[Begin DATASET ENTRIES]

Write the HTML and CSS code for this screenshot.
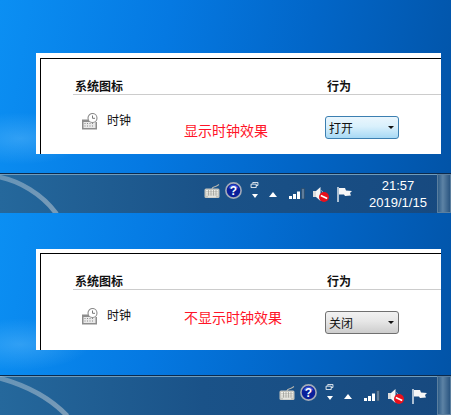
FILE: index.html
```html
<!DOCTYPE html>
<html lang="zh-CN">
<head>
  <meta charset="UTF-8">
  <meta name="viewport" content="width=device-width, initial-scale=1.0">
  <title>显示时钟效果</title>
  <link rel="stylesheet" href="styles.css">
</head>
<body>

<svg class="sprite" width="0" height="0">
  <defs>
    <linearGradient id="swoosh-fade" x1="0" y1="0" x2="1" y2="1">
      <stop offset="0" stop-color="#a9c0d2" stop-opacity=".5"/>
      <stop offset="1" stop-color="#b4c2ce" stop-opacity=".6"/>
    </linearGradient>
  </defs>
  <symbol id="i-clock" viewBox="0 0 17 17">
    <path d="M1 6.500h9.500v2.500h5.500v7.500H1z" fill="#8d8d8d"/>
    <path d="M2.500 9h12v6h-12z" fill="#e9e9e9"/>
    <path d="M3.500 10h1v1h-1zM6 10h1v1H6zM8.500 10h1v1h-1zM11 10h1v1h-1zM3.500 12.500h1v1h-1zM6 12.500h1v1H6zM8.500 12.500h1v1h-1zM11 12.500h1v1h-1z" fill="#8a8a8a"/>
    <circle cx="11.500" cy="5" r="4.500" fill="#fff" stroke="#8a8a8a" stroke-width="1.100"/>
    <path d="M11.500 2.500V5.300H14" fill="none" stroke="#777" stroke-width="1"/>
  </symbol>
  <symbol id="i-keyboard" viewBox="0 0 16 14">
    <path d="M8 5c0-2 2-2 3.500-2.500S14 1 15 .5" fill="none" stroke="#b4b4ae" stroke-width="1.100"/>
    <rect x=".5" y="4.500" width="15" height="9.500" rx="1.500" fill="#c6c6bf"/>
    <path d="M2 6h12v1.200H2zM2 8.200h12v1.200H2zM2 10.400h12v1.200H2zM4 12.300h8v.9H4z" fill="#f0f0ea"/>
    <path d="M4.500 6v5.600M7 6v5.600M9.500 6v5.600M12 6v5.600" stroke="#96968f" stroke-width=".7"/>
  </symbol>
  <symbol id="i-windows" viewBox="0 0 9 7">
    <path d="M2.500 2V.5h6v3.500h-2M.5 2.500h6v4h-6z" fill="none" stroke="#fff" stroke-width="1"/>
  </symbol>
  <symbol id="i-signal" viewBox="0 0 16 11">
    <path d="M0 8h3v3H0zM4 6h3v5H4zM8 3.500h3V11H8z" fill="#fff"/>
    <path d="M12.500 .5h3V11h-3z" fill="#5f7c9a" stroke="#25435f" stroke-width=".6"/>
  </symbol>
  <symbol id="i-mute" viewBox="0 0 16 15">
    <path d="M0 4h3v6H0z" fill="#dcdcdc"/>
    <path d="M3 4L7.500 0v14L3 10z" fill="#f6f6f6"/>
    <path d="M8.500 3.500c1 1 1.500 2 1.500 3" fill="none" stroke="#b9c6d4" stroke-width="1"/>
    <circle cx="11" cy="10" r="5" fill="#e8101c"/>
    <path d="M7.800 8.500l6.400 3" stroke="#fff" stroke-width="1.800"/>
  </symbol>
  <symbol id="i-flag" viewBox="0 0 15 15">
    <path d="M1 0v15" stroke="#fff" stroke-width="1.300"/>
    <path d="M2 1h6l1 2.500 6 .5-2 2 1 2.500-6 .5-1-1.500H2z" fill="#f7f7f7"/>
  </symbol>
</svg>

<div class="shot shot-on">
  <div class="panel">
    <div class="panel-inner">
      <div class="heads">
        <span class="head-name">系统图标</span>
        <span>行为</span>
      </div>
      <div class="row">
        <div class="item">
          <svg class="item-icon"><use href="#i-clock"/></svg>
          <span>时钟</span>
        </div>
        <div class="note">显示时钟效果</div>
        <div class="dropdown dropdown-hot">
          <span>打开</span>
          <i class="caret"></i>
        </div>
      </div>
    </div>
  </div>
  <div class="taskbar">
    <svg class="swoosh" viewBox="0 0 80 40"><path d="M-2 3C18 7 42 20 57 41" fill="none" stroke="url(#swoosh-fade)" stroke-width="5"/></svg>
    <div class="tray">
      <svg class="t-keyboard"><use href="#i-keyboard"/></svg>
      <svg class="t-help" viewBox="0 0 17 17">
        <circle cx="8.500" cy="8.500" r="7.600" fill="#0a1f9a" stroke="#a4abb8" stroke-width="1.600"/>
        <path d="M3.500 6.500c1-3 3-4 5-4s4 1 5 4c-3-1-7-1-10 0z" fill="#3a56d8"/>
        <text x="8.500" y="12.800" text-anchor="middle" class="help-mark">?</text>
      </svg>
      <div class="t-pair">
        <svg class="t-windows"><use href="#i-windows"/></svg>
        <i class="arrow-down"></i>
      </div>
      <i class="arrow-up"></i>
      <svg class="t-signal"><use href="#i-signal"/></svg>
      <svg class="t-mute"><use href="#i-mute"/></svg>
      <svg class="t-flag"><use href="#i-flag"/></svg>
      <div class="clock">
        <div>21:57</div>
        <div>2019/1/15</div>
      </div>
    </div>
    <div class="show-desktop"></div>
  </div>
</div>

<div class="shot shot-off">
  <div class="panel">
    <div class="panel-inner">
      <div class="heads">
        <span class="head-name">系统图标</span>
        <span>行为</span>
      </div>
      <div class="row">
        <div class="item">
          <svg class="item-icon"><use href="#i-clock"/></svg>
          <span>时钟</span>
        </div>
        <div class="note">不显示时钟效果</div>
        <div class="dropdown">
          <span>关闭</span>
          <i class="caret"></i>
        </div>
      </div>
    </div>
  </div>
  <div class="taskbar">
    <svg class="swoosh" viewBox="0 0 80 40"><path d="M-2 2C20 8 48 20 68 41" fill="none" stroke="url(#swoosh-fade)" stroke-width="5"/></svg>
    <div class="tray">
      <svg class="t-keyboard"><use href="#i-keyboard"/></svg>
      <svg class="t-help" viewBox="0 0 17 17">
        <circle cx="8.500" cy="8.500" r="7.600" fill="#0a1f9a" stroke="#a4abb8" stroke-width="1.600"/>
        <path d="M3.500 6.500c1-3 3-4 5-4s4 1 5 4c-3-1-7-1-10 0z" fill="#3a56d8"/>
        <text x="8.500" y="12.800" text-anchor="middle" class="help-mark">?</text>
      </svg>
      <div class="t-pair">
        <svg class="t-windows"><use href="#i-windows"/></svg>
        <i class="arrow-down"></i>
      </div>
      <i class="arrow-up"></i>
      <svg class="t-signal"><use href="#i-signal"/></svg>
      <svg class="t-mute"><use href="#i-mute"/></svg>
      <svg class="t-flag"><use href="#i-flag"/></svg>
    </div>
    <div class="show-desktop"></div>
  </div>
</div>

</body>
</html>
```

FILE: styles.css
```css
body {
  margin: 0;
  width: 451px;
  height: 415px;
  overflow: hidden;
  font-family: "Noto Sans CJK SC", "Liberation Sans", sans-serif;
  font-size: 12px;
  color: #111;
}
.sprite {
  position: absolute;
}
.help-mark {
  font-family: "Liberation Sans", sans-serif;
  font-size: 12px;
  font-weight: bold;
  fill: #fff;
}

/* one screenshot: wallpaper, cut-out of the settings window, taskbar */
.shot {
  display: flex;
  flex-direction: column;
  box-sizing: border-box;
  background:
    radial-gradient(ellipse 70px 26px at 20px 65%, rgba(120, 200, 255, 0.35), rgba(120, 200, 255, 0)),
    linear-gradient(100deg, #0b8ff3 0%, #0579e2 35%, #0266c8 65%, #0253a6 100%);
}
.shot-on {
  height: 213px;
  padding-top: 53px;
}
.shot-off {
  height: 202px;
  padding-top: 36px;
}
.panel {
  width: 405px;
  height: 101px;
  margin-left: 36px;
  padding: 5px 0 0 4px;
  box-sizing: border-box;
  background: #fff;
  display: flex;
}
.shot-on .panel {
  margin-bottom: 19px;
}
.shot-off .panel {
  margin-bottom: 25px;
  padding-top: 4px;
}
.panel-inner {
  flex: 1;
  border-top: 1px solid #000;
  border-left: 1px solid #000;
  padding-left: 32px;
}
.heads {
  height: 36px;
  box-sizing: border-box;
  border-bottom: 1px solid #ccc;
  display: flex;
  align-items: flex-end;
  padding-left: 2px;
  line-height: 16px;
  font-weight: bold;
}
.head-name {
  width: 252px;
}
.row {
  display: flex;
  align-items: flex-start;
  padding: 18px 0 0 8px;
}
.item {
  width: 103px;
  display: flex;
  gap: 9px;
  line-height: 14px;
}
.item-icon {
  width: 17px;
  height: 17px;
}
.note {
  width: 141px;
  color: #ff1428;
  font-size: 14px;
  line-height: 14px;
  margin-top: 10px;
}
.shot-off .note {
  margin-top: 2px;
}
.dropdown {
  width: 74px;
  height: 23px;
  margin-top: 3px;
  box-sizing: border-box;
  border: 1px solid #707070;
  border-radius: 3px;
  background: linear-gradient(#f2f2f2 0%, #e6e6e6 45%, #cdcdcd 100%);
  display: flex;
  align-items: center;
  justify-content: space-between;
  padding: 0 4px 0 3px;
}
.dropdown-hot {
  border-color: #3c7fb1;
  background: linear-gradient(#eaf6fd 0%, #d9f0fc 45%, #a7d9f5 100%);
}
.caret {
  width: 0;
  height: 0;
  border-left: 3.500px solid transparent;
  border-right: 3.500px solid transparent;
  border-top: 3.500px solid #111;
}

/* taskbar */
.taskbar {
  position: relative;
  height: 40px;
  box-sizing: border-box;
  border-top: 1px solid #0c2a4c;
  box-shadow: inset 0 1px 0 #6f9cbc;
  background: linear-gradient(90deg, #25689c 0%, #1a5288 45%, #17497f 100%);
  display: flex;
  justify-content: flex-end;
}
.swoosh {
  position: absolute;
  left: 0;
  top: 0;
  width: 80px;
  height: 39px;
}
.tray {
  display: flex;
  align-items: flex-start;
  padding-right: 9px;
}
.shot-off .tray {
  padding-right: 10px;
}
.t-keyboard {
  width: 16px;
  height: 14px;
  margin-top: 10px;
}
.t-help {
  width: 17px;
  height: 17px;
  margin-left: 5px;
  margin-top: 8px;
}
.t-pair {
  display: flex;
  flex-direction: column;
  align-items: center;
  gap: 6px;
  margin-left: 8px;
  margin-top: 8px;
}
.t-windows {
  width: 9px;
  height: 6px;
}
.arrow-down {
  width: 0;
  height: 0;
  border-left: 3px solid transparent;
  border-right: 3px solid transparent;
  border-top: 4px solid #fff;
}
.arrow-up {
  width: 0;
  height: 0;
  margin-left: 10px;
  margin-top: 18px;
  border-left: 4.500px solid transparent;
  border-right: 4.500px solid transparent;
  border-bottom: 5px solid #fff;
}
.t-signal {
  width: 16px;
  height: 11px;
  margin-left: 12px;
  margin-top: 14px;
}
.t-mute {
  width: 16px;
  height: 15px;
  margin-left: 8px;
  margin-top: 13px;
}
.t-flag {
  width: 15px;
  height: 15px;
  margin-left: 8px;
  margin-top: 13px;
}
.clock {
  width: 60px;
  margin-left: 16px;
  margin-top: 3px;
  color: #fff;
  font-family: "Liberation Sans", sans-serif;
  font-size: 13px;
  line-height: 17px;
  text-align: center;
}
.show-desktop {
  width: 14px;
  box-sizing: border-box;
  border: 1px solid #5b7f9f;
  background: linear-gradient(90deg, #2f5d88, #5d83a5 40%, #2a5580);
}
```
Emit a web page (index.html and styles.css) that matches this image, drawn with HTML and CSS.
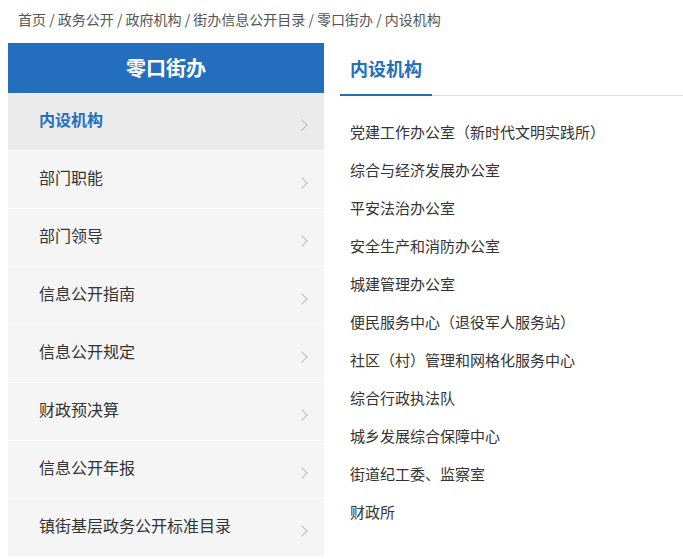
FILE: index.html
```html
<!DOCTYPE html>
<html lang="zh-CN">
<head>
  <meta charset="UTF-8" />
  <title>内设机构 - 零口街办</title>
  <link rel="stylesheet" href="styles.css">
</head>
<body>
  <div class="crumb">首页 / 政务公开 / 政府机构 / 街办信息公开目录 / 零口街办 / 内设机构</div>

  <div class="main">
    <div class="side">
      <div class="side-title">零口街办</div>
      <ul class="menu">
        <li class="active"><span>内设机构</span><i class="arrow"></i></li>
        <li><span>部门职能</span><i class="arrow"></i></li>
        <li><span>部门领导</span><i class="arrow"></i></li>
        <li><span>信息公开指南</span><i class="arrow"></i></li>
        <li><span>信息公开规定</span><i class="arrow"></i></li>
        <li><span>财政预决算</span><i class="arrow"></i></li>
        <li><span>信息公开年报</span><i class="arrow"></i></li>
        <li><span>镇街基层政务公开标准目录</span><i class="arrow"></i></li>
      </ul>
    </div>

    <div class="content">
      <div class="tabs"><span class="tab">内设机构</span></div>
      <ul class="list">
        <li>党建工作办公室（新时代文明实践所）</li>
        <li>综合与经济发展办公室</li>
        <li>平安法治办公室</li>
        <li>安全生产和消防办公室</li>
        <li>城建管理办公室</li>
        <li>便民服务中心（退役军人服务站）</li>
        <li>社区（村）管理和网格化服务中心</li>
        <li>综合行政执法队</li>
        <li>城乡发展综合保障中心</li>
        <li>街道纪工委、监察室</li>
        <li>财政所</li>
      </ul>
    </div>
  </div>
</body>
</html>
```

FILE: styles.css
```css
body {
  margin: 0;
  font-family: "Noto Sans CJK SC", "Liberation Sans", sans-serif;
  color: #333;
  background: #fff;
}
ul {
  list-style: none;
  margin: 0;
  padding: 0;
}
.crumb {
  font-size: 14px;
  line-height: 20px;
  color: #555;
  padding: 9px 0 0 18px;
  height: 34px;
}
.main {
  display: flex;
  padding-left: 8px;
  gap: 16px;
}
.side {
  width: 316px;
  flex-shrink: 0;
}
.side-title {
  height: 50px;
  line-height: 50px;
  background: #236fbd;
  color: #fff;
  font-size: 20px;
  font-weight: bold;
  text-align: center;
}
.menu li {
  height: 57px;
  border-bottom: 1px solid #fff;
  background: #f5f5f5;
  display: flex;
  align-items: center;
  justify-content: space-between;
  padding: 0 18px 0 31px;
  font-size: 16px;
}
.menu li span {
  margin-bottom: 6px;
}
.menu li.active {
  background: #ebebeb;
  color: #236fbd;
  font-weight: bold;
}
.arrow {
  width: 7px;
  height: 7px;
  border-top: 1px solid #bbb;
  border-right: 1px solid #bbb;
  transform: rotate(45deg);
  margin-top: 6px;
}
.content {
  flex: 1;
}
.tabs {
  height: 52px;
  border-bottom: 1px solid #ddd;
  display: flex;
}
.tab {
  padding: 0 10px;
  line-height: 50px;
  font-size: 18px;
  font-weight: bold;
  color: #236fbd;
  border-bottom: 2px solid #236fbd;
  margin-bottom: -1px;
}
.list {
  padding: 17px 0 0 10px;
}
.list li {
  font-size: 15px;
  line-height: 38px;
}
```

[End DATASET ENTRIES]

● **OBJECTIVE**:
Copy every line in the listing above where the string "this" turns up.

● **EXERCISE OUTPUT**:
Write the HTML and CSS code for this screenshot.
Emit a web page (index.html and styles.css) that matches this image, drawn with HTML and CSS.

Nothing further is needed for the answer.